*EXERCISE AIM*
Reproduce, character for character, the lines below from the first through the one with "icons ---------- */". Leave pictures out.

★ ★ ★ ★

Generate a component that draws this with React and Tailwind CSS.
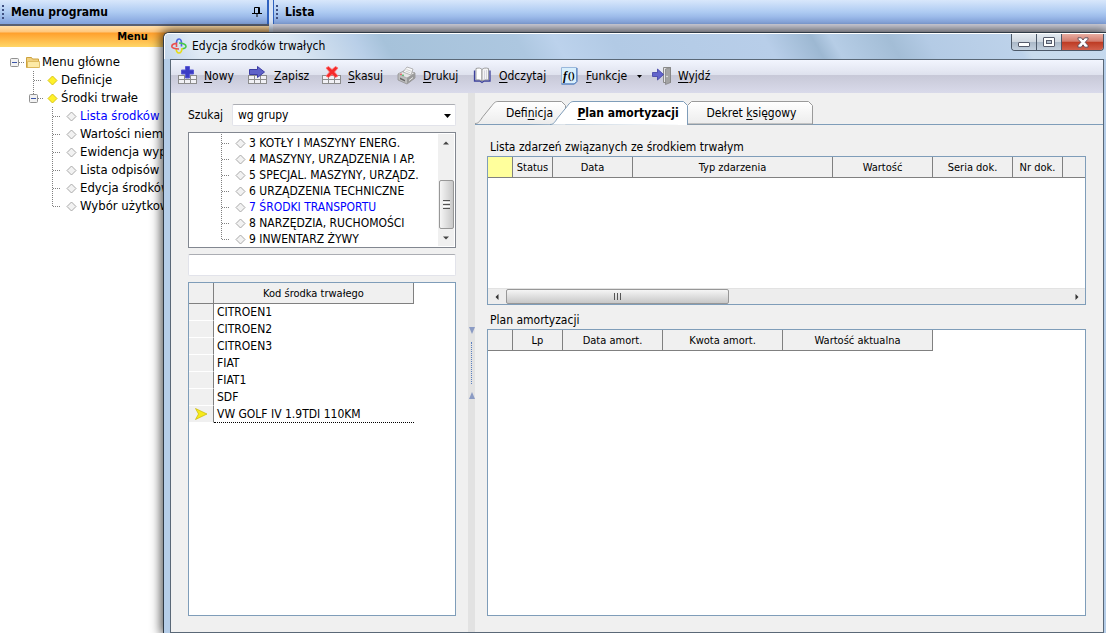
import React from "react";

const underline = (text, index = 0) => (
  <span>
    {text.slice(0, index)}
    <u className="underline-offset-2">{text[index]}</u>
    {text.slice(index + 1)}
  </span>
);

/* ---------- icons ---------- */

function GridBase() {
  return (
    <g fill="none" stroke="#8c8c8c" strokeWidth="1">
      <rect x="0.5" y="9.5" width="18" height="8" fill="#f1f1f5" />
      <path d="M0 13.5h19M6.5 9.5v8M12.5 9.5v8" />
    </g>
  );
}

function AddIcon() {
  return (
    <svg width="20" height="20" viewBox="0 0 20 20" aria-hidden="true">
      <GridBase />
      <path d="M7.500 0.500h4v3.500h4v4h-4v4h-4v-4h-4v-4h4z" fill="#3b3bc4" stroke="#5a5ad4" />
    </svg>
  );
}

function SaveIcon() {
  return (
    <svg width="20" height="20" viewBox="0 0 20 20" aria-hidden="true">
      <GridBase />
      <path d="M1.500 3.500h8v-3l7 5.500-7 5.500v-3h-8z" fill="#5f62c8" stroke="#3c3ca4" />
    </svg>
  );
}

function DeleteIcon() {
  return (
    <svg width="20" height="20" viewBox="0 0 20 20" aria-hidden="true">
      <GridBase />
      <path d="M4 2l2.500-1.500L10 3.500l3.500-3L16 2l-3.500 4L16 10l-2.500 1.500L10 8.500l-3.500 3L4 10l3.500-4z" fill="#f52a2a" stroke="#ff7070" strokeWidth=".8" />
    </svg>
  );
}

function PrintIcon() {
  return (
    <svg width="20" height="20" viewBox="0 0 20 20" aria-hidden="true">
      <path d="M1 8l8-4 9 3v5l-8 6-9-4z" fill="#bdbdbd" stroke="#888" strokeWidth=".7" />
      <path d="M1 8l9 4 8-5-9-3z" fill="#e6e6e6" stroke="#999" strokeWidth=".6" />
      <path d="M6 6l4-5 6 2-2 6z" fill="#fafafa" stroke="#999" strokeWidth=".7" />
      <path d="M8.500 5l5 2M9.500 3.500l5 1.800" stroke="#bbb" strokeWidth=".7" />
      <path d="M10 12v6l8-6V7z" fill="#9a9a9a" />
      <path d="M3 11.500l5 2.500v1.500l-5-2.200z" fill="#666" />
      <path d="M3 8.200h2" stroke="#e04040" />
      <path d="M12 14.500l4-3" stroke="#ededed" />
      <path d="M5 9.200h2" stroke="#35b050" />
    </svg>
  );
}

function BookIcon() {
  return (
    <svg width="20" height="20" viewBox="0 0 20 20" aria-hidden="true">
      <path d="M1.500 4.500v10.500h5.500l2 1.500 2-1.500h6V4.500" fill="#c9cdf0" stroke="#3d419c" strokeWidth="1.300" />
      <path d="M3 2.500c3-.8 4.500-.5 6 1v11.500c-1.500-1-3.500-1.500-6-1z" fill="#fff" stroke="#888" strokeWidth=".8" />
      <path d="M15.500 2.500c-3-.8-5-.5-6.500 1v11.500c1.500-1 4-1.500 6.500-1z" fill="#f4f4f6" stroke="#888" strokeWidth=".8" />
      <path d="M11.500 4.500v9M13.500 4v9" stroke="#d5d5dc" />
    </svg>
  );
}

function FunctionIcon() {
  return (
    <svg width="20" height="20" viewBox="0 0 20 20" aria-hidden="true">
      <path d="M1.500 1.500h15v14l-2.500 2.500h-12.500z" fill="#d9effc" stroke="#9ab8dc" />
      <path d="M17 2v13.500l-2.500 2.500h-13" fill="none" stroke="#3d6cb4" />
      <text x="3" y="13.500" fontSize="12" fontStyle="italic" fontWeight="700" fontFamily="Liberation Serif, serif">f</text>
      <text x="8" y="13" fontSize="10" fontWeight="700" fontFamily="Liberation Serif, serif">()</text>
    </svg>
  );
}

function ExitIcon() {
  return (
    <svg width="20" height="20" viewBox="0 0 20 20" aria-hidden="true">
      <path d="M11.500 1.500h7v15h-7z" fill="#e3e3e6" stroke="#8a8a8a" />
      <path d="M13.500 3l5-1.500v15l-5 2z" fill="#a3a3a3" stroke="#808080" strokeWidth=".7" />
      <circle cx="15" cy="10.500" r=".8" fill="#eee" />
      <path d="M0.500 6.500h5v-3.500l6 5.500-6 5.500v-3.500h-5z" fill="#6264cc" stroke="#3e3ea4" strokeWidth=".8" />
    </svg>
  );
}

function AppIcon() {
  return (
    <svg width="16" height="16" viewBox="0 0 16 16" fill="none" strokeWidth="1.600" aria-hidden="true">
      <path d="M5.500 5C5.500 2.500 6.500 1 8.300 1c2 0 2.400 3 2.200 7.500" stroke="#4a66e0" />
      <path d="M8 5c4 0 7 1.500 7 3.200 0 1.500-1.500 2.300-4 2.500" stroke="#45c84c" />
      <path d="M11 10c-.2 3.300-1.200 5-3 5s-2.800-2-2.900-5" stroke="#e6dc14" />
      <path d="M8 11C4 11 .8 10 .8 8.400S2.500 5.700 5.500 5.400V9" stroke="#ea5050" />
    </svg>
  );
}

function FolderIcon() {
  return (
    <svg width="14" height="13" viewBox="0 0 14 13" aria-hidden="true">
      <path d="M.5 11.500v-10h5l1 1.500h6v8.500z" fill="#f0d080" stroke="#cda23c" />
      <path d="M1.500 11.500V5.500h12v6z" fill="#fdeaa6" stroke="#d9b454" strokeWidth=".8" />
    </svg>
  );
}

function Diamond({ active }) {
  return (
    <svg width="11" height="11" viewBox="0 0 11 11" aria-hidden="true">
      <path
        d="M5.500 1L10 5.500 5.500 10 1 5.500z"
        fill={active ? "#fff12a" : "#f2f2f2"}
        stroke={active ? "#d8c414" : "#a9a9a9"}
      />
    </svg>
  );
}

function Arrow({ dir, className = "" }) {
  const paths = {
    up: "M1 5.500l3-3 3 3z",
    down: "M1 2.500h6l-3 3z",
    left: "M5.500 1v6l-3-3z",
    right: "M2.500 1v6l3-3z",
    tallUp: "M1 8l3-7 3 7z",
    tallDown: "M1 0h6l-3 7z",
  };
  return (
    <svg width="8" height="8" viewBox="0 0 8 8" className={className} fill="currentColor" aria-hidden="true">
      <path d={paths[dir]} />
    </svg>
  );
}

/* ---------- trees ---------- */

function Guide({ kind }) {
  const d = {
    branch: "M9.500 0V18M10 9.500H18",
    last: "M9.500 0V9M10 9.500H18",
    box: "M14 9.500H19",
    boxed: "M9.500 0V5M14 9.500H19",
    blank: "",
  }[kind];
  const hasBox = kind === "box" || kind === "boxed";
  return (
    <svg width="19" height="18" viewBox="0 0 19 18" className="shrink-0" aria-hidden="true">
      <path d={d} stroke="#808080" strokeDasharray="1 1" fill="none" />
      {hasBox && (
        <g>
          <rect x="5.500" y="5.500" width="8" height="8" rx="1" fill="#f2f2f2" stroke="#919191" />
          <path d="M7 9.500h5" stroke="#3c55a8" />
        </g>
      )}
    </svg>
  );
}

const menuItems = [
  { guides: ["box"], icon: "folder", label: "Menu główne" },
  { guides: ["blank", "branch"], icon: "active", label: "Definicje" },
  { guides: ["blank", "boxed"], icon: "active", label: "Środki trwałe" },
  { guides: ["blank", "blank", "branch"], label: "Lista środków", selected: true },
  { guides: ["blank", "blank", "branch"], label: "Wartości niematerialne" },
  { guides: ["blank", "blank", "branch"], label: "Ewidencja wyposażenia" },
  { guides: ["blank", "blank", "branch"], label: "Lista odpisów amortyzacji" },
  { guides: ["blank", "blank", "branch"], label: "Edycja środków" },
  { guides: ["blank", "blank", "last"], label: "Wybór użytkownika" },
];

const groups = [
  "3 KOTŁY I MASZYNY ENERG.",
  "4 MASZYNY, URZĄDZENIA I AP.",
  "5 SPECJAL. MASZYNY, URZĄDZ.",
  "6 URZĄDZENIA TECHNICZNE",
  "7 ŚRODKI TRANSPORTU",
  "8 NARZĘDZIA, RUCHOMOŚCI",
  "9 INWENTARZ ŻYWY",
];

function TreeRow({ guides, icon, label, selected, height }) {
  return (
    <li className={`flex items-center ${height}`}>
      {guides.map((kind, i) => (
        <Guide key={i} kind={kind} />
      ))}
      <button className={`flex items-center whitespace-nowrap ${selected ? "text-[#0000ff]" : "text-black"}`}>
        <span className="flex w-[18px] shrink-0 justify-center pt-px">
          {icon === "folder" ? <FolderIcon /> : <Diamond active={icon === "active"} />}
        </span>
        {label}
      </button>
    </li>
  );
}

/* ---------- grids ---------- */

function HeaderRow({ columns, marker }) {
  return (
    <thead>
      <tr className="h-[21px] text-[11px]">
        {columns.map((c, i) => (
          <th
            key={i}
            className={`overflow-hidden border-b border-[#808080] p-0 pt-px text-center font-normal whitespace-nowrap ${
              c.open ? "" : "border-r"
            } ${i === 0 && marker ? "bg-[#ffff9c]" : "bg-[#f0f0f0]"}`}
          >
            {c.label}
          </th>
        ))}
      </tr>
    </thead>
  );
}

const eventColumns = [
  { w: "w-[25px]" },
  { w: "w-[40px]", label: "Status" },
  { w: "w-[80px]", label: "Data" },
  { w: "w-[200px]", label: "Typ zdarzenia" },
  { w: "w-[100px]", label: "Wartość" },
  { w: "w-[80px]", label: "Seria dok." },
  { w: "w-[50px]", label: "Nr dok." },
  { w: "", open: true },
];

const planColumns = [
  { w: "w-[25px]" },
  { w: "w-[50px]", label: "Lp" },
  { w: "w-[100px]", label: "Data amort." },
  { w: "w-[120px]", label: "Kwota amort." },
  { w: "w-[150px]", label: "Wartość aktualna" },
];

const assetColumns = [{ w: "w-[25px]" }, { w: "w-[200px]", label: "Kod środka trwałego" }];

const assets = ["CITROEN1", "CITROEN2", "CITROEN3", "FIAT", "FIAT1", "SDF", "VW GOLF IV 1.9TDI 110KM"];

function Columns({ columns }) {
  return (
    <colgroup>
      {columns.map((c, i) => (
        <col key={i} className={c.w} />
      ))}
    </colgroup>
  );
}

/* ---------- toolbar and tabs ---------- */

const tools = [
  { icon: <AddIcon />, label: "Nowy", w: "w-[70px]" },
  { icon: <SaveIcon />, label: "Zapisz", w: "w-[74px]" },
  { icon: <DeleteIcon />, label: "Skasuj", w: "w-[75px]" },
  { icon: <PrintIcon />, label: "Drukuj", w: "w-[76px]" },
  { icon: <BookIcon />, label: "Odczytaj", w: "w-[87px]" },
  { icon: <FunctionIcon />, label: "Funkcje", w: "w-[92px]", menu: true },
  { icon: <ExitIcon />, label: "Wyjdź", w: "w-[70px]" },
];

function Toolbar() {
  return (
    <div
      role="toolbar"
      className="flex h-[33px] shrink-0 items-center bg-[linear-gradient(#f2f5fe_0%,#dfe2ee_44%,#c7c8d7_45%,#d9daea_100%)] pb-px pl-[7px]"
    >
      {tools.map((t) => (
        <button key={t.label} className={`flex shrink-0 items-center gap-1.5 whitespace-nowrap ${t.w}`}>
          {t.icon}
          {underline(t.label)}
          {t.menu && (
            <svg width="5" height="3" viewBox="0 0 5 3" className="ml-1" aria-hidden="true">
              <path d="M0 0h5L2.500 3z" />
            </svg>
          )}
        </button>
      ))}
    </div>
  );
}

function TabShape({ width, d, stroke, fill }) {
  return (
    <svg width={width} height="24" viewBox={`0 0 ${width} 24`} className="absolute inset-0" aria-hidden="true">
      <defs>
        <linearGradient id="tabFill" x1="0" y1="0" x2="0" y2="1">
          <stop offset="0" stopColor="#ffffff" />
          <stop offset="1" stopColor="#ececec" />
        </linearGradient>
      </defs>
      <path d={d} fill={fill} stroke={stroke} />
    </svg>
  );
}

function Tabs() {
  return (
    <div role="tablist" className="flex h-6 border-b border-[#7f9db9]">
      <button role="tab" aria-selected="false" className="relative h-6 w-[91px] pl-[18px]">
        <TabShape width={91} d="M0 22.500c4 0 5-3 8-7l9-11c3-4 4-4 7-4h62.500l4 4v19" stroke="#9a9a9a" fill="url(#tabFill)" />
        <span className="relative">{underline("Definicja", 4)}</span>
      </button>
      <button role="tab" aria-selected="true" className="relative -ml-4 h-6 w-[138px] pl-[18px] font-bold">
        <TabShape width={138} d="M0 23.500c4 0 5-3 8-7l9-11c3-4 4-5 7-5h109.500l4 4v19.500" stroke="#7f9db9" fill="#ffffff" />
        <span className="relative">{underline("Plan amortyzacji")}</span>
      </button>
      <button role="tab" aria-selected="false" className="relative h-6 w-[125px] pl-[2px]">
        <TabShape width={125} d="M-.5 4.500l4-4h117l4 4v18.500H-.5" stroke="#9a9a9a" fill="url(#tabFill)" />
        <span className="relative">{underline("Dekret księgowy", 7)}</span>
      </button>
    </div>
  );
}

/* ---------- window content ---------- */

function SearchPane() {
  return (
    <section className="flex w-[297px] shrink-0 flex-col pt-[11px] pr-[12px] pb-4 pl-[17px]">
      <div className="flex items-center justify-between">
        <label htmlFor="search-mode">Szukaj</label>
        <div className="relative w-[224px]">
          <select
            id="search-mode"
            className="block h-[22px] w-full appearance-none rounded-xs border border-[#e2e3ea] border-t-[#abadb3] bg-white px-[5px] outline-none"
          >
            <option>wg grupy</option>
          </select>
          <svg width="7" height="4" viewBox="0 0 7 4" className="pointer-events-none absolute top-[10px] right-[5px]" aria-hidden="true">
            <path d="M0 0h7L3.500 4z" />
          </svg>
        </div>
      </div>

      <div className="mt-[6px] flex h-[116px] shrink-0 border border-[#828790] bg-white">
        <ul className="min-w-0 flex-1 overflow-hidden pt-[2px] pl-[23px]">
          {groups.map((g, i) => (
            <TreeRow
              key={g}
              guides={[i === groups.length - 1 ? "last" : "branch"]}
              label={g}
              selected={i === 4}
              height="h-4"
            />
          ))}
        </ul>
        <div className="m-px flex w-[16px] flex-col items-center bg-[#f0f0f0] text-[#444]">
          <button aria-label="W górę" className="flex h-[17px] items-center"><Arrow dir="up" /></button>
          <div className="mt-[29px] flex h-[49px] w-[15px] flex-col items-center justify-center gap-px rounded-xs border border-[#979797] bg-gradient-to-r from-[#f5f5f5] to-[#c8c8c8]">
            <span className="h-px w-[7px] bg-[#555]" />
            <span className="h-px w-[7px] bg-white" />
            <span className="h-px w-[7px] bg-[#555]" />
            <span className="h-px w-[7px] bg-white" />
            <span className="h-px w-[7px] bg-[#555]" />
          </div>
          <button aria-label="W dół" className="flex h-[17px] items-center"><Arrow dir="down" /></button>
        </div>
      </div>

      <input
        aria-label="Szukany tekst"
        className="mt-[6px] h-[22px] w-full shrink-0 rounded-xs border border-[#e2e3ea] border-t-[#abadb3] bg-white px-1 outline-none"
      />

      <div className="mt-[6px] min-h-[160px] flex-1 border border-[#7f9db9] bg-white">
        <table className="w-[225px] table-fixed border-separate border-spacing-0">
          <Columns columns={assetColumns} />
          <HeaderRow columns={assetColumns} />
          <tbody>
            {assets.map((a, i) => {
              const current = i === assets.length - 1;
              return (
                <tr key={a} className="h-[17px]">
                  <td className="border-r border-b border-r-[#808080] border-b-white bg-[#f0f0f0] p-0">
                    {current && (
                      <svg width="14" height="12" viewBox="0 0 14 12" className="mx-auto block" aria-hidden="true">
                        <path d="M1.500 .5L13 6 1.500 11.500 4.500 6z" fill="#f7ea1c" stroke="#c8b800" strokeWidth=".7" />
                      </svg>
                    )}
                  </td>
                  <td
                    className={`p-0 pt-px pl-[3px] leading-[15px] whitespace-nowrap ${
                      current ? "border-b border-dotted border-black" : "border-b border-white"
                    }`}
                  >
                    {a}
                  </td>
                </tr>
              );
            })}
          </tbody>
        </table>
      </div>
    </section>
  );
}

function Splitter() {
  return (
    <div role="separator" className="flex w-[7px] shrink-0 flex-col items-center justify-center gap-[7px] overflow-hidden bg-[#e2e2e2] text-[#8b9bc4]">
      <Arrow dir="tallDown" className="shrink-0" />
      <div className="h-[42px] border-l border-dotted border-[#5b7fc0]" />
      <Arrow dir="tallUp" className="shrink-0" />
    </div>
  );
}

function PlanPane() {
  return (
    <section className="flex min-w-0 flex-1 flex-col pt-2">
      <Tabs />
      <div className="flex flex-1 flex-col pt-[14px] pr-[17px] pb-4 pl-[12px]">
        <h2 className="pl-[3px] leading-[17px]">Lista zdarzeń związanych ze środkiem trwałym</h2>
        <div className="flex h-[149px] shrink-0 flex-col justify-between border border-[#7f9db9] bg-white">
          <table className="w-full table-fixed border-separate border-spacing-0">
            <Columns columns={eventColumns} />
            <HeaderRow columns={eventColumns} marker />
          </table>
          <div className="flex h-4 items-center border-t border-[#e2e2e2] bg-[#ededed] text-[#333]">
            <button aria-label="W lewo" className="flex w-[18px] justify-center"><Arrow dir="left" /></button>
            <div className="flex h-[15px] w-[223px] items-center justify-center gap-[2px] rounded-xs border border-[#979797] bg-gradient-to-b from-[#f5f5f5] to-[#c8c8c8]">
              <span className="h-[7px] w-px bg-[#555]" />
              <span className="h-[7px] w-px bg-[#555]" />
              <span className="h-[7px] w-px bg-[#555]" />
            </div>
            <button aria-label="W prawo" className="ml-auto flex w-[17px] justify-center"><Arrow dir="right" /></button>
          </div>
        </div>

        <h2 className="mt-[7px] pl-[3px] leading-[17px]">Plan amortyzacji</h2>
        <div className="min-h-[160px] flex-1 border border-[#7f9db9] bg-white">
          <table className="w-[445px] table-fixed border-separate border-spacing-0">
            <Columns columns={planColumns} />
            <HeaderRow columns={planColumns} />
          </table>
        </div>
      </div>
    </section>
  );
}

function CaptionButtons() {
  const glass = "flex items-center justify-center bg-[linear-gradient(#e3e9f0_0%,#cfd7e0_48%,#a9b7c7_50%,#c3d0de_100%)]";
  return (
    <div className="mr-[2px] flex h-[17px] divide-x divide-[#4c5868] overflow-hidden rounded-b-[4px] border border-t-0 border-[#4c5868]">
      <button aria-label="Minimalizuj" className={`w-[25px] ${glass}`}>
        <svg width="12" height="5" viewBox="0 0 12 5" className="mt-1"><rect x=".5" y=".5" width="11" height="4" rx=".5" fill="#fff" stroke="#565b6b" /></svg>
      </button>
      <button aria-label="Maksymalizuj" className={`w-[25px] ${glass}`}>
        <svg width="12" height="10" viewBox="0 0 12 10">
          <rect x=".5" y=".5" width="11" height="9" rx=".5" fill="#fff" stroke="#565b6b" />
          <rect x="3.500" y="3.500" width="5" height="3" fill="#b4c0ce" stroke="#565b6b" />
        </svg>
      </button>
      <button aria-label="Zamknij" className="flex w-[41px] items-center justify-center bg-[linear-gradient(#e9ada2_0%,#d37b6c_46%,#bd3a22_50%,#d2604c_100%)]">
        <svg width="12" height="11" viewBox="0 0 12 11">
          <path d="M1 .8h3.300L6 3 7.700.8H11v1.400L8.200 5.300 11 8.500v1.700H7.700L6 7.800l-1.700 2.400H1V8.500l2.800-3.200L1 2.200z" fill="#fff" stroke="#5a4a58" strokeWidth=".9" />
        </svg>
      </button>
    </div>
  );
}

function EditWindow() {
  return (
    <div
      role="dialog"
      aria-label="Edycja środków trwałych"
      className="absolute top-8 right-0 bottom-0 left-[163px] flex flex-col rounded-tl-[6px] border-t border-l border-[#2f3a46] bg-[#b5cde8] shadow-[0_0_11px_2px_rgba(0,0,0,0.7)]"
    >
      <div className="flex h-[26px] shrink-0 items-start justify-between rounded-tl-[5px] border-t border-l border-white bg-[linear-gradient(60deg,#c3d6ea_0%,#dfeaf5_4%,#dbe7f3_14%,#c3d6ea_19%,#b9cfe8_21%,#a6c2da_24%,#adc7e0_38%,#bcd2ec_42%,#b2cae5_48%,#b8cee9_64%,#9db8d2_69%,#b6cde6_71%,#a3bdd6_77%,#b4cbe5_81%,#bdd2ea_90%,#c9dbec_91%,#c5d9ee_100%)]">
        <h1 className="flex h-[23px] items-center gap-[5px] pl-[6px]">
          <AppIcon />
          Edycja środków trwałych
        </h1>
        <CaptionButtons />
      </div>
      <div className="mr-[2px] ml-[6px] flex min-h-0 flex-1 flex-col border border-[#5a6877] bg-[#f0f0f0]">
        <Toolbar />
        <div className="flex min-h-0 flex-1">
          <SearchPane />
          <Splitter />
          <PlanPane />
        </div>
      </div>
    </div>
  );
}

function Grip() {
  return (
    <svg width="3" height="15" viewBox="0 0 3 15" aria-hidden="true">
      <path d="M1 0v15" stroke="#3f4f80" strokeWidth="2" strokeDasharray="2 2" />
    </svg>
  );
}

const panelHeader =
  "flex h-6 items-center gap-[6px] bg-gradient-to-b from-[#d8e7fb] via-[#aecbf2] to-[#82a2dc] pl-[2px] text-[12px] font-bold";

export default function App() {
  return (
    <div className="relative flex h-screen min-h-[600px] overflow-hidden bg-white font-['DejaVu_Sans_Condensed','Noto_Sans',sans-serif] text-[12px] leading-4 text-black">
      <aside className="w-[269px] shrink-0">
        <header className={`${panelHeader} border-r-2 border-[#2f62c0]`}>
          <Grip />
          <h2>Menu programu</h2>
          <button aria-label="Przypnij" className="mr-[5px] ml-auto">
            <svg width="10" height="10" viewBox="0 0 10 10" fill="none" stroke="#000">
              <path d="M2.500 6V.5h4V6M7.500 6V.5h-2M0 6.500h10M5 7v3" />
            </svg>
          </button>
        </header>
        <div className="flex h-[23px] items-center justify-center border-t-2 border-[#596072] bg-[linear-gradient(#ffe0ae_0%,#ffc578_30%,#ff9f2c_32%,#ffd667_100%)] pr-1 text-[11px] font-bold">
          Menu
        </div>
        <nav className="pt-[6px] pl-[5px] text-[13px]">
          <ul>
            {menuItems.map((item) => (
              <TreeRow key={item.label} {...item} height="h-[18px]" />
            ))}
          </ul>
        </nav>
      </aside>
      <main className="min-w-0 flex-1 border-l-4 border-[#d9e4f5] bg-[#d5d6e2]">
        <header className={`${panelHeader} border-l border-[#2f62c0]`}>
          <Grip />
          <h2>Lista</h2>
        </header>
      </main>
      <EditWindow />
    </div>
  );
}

★ ★ ★ ★

*WRITTEN SOLUTION*
Generate a component that draws this with React and Tailwind CSS.
import React from "react";

const underline = (text, index = 0) => (
  <span>
    {text.slice(0, index)}
    <u className="underline-offset-2">{text[index]}</u>
    {text.slice(index + 1)}
  </span>
);

/* ---------- icons ---------- */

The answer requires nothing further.